* start AVAILABLE DATA *

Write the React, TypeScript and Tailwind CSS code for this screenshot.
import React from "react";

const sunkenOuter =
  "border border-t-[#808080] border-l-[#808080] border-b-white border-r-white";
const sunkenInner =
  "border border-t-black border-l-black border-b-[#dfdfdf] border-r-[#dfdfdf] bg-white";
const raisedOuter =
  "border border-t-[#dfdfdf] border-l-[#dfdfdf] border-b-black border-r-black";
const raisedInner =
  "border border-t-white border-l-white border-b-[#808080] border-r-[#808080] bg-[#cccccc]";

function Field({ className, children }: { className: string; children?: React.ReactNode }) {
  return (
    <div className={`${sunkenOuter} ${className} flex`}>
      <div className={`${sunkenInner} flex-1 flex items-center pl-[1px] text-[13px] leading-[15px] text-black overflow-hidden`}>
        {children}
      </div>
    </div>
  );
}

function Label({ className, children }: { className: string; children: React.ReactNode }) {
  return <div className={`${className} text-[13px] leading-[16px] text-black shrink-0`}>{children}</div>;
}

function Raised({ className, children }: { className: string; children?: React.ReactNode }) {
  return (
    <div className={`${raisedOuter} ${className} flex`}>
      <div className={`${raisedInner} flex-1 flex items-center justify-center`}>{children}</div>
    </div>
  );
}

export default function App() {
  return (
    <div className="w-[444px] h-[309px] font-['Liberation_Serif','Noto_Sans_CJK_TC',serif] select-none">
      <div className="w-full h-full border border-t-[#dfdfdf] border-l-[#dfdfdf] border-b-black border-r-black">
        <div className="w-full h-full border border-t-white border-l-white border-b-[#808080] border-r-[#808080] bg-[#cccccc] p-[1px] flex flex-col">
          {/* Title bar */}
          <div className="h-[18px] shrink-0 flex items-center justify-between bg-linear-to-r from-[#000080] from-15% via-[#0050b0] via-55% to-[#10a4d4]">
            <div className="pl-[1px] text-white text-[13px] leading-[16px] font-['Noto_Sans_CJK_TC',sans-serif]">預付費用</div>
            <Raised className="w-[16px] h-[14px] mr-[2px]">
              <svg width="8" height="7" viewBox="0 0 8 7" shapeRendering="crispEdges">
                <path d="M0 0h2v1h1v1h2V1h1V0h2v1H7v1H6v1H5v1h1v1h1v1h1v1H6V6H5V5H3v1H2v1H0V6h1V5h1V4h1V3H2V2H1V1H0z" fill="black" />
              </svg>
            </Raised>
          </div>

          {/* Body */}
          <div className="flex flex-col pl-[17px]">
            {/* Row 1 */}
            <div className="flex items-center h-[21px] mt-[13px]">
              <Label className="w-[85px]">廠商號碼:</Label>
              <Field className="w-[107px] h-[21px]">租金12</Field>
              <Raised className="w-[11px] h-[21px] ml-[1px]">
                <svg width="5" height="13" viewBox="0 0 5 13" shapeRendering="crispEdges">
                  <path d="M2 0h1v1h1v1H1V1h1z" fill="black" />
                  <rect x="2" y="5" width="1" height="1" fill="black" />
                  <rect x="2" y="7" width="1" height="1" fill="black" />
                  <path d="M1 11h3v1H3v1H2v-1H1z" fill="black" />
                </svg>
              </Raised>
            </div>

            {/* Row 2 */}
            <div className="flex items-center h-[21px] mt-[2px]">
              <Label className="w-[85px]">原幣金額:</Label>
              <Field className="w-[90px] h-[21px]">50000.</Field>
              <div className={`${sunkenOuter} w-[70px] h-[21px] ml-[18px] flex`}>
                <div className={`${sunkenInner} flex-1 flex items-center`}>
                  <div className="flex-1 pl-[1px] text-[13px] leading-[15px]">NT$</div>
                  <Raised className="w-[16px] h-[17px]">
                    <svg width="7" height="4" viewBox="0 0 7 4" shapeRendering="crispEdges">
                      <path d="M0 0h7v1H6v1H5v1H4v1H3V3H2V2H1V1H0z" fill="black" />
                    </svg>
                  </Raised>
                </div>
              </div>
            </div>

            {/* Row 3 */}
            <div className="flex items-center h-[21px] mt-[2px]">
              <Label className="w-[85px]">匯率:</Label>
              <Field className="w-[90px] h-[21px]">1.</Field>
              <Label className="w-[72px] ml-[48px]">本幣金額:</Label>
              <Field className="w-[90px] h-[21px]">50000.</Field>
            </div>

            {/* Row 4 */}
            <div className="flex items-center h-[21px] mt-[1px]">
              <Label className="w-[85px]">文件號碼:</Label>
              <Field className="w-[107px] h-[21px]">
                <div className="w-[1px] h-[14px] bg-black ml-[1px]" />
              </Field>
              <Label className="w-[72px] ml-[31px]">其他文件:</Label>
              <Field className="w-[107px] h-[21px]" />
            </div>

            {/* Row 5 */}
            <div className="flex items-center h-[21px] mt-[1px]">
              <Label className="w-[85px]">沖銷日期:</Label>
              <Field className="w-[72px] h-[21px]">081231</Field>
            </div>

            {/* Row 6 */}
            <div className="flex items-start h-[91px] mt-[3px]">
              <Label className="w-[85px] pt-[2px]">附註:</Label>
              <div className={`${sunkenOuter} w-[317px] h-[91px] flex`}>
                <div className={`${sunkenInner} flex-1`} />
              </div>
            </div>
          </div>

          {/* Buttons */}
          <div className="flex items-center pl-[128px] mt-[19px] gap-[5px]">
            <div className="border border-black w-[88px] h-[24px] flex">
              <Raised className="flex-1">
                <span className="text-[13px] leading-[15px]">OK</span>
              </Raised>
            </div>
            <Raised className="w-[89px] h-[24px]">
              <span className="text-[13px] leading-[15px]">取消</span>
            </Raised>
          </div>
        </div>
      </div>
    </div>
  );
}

* end AVAILABLE DATA *

Using the data above, restate word for word the lines from its opening line through the line that contains "import React from", and no more.

- [WRITTEN REPLY]:
Write the React, TypeScript and Tailwind CSS code for this screenshot.
import React from "react";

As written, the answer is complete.